Las continuas reorganizaciones que se producen en las empresas, las administraciones públicas y otras instituciones, las fusiones, cierres, absorciones de empresas, así como la obsolescencia de los conocimientos técnicos; todo ello contribuye a que cada vez sea mayor el contingente de personas que van quedando en la cuneta de un camino que ellos, un día, entusiastamente favorecieron; el camino de la introducción acelerada de nuevas tecnologías. (Ello demuestra una vez más que las tecnologías no son neutras, como comúnmente se pretende hacer creer, pues su diseño responde a la intención de sus patrocinadores.)

Asimismo, se observa la apertura de un nuevo frente que los directivos han de encarar, el frente familiar. Las mujeres de los directivos reivindican su derecho a compartir más la vida de sus maridos, y los hijos de éstos cada vez muestran una mayor desafección a la ética que sus padres han incorporado.

La revolución tecnológica que se nos viene encima, objetivamente dificulta o impide la obtención de satisfacción a partir del trabajo y el mantenimiento de la concepción ética que lo sustenta.

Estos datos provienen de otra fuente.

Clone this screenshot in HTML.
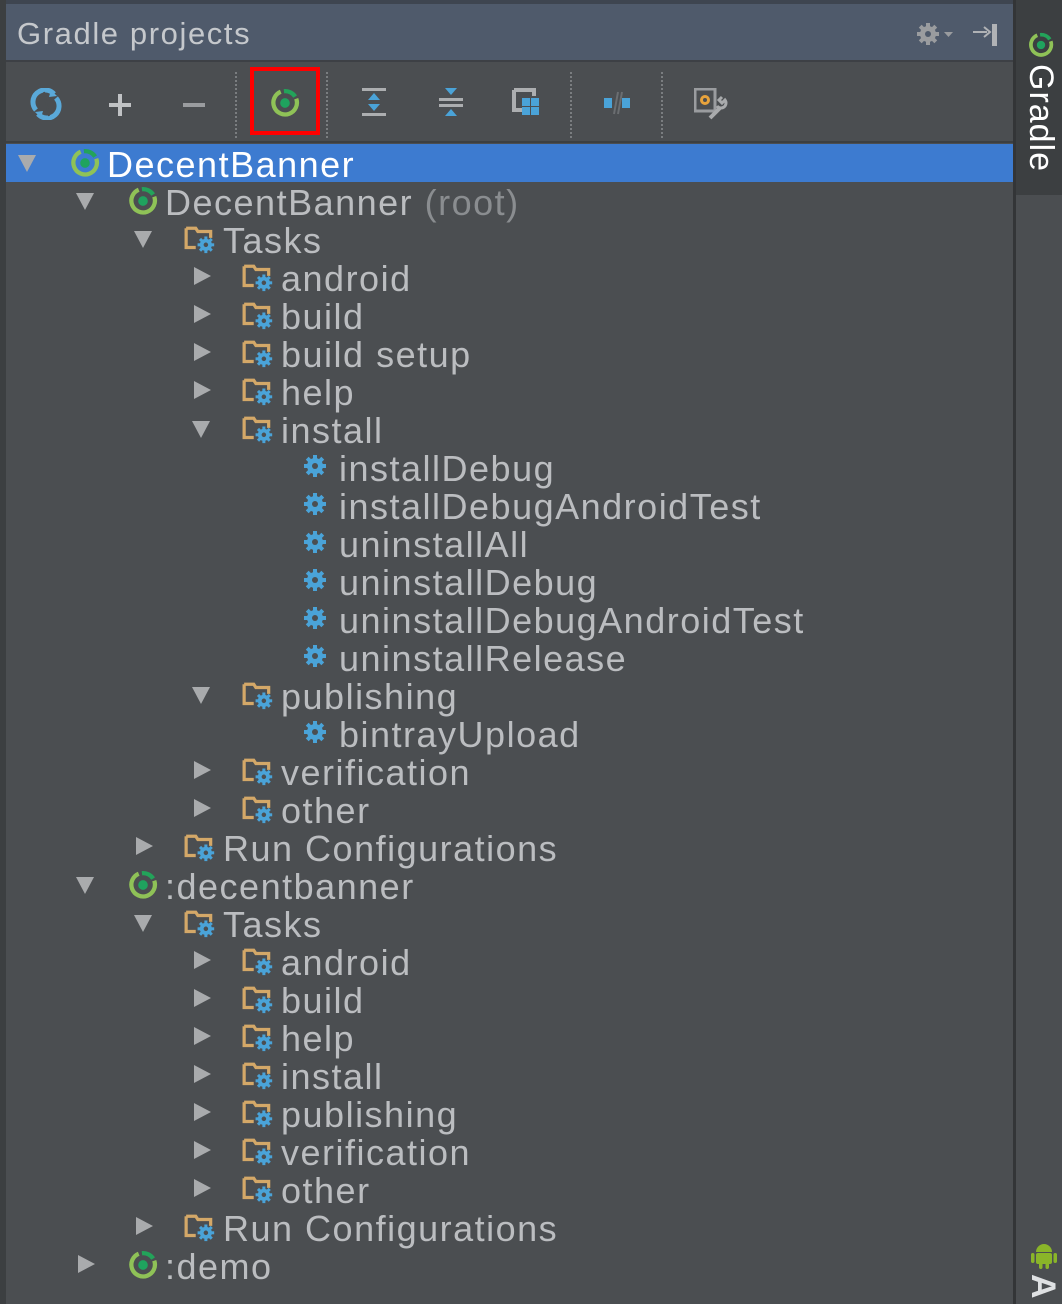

Los sujetos pasivos de esa revolución, que nuevamente otorga la primacía a la máquina, es previsible que ensayen distintos comportamientos, desde la rebelión colectiva declarada al rechazo individual encubierto, en su intento por echar un pulso al ordenador que permita ganar pequeños espacios de un control que cada vez más se les escapa. Muy dificil resultará que los trabajadores de distinto grado de cualificación profesional vuelvan a dejarse seducir por los cantos a la realización en el trabajo, algo reservado a una elite muy reducida, de la que difícilmente podrán formar parte. La ética del ocio abre el paso a la contemplación de una sociedad diferente.